This past week I explored the statistics and machine learning toolbox in Matlab. I applied basic statistics concepts I am learning at AACC. For example, I wrote a program that performs linear regression and calculates Pearson's product moment correlation and a least squares line. I spent a lot of time looking at correlations in data sets. There is a strong positive correlation between the price of the OPEC crude oil bundle and the exchange rate of the Venezuelan Bolivares. There is also a historical strong positive correlation between the exchange rate of the Singapore dollar and the exchange rate of the Danish kroner from 2017-April 2019. In addition, I wrote a program that performs hypothesis testing.

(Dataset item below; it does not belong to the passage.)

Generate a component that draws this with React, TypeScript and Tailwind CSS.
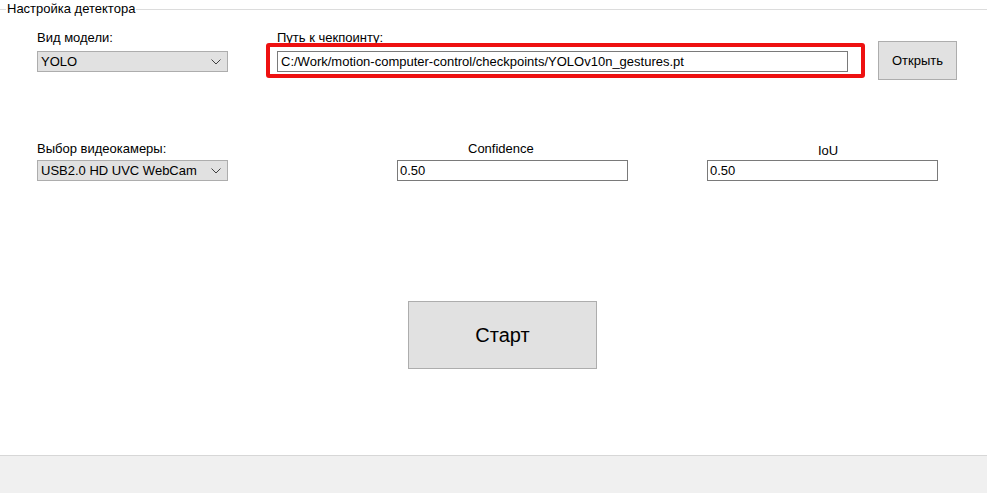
const font = { fontFamily: '"Liberation Sans", Arial, sans-serif' }

function Combo({ value }: { value: string }) {
  return (
    <div className="flex h-[21px] w-[191px] items-center justify-between border border-[#adadad] bg-[#e1e1e1] pl-[3px] pr-[6px] text-[13px] text-black">
      <span>{value}</span>
      <svg width="10" height="6" viewBox="0 0 10 6" className="mt-[1px]">
        <polyline points="0.5,0.5 5,5 9.5,0.5" fill="none" stroke="#404040" strokeWidth="1" />
      </svg>
    </div>
  )
}

function Field({ value, className = '' }: { value: string; className?: string }) {
  return (
    <div className={`flex h-[21px] items-center border border-[#7a7a7a] bg-white pl-[2px] text-[13px] text-black ${className}`}>
      {value}
    </div>
  )
}

export default function App() {
  return (
    <div className="flex h-[493px] w-[987px] flex-col overflow-hidden bg-white text-[13px] leading-[16px] text-black" style={font}>
      {/* group box title */}
      <div className="flex h-[18px] items-center">
        <div className="h-px w-[6px] bg-[#dcdcdc]" />
        <span className="px-[1px] text-[13px]">Настройка детектора</span>
        <div className="h-px flex-1 bg-[#dcdcdc]" />
      </div>

      <div className="flex flex-1 flex-col">
        {/* model + checkpoint row */}
        <div className="mt-[12px] flex items-start">
          <div className="ml-[37px] flex w-[191px] flex-col gap-[5px]">
            <span>Вид модели:</span>
            <Combo value="YOLO" />
          </div>
          <div className="ml-[49px] flex w-[571px] flex-col gap-[5px]">
            <span>Путь к чекпоинту:</span>
            <div className="relative">
              <Field value="C:/Work/motion-computer-control/checkpoints/YOLOv10n_gestures.pt" className="w-[571px] pl-[3px]" />
              <div className="pointer-events-none absolute -left-[11px] -right-[17px] -top-[8px] -bottom-[6px] rounded-[3px] border-[4px] border-[#ee1111]" />
            </div>
          </div>
          <button className="ml-[30px] mt-[11px] flex h-[39px] w-[79px] items-center justify-center border border-[#adadad] bg-[#e1e1e1] text-[13px]">
            Открыть
          </button>
        </div>

        {/* camera + thresholds row */}
        <div className="mt-[61px] flex items-start">
          <div className="ml-[37px] flex w-[191px] flex-col gap-[3px]">
            <span>Выбор видеокамеры:</span>
            <Combo value="USB2.0 HD UVC WebCam" />
          </div>
          <div className="ml-[169px] flex w-[231px] flex-col gap-[3px]">
            <span className="pl-[71px]">Confidence</span>
            <Field value="0.50" className="w-[231px]" />
          </div>
          <div className="ml-[79px] flex w-[231px] flex-col gap-[1px]">
            <span className="pl-[111px] pt-[2px]">IoU</span>
            <Field value="0.50" className="w-[231px]" />
          </div>
        </div>

        <button className="ml-[408px] mt-[120px] flex h-[68px] w-[189px] items-center justify-center border border-[#adadad] bg-[#e1e1e1] text-[20px]">
          Старт
        </button>
      </div>

      {/* status bar */}
      <div className="h-[38px] border-t border-[#d7d7d7] bg-[#f0f0f0]" />
    </div>
  )
}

I compared two data sets of hourly sea level measurements from Venice, Italy binning the years from roughly 1983-1998 and 1999-2015. Matlab performed a breathtaking calculation of over 300,000 data points in seconds. The conclusion was there is a statistically significant difference between the two data sets. Everyone knows this to be true and I would have been worried if the calculation said there is no statistically significant difference between the data. The benefit of confirming a conclusion we know to be true is we know the program is working properly.
There are many different types of hypothesis tests to perform in Matlab.
The documentation for the statistics and machine learning toolbox is robust. I spent a lot of time this past week looking through data sets on Kaggle and Quandl. Moving forward I would like to explore the non-linear regression functions.